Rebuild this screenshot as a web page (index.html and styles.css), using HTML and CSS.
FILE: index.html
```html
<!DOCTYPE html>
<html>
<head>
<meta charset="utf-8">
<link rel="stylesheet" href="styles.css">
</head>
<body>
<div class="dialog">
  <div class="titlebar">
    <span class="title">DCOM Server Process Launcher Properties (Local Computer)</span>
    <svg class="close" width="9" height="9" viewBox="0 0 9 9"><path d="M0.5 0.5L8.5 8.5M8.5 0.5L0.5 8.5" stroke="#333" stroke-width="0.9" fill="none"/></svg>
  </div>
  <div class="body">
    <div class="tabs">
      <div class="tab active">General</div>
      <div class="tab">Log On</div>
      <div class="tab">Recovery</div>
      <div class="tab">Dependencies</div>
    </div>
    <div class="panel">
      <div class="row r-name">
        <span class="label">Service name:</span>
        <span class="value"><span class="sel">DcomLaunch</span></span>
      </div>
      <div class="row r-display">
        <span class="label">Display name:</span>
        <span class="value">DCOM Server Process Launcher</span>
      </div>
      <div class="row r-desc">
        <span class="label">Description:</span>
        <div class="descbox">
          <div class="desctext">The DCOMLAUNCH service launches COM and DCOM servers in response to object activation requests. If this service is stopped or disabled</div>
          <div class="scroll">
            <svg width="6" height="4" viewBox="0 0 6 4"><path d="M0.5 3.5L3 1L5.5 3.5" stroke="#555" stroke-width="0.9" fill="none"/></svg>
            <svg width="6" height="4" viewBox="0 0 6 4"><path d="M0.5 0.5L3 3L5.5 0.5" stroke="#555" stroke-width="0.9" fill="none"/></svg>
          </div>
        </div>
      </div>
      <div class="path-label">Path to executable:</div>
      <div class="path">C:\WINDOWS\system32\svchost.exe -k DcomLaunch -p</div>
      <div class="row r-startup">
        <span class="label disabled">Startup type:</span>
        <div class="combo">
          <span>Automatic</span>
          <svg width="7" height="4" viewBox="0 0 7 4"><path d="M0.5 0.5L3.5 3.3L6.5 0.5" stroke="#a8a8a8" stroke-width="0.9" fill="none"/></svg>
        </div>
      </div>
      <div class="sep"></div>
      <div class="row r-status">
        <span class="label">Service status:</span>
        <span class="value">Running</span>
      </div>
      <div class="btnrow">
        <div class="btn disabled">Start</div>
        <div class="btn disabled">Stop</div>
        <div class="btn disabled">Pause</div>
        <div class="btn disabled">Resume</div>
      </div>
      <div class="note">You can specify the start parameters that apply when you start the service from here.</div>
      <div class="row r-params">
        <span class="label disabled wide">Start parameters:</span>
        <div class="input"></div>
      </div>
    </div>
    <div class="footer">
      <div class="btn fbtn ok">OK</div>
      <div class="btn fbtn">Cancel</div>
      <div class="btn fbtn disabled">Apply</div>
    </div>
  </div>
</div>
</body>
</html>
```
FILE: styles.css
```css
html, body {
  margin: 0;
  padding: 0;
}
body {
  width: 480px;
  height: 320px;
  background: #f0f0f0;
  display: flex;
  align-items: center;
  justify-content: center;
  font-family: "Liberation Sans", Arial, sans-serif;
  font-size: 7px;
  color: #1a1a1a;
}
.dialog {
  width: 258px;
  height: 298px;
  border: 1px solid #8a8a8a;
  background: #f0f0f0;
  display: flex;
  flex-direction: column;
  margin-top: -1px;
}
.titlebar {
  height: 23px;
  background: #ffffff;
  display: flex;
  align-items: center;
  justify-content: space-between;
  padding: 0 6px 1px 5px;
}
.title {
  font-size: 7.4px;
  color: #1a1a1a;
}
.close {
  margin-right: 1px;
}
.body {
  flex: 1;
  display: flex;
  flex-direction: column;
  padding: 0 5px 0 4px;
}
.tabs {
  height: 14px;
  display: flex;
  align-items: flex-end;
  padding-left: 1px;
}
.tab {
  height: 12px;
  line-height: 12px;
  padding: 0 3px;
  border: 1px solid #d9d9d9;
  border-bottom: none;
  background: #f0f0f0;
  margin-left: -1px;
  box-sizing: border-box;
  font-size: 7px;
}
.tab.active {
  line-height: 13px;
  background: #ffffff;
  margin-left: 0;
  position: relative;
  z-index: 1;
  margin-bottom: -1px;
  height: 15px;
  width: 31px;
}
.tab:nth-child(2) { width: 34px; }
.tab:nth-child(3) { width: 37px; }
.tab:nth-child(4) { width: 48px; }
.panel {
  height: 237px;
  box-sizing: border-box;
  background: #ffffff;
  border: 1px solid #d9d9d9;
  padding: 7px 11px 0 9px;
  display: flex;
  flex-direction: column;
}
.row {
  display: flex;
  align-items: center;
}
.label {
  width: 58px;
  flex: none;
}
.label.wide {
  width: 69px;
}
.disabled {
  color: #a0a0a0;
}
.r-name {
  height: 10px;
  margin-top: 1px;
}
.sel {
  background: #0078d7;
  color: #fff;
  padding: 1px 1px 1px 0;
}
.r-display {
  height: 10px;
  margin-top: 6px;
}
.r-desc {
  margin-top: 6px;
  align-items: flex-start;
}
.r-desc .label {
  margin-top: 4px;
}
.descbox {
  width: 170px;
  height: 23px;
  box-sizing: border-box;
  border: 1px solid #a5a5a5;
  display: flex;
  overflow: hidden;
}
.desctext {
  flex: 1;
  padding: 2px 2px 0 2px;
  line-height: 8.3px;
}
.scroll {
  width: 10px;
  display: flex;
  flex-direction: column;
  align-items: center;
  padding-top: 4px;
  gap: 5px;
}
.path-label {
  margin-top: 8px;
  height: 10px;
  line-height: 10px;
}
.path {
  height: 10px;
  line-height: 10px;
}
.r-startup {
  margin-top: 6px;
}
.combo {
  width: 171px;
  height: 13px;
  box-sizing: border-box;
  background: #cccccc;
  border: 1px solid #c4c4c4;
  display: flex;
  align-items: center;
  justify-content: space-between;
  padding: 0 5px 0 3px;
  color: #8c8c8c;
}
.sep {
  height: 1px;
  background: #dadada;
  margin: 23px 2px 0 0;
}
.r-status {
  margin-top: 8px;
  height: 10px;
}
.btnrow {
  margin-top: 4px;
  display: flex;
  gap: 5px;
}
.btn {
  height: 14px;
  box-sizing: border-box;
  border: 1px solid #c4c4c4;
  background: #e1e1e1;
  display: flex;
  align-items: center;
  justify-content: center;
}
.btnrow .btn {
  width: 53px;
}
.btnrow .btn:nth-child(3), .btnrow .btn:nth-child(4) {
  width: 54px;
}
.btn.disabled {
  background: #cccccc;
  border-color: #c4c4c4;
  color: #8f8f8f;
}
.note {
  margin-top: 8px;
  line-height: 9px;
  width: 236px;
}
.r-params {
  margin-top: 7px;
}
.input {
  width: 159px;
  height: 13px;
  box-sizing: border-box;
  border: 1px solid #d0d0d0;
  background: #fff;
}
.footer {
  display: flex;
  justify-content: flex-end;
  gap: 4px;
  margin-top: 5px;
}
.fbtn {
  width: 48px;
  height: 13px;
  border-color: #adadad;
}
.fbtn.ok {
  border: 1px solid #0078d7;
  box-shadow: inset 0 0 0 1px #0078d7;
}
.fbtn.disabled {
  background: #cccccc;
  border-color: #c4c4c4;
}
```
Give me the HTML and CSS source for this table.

■ ■ ■ ■ ■ ■ ■

* [Exercise] Pull every line containing the word "this" out of the entries above.

* [Solved problem]
Rebuild this screenshot as a web page (index.html and styles.css), using HTML and CSS.
          <div class="desctext">The DCOMLAUNCH service launches COM and DCOM servers in response to object activation requests. If this service is stopped or disabled</div>
Give me the HTML and CSS source for this table.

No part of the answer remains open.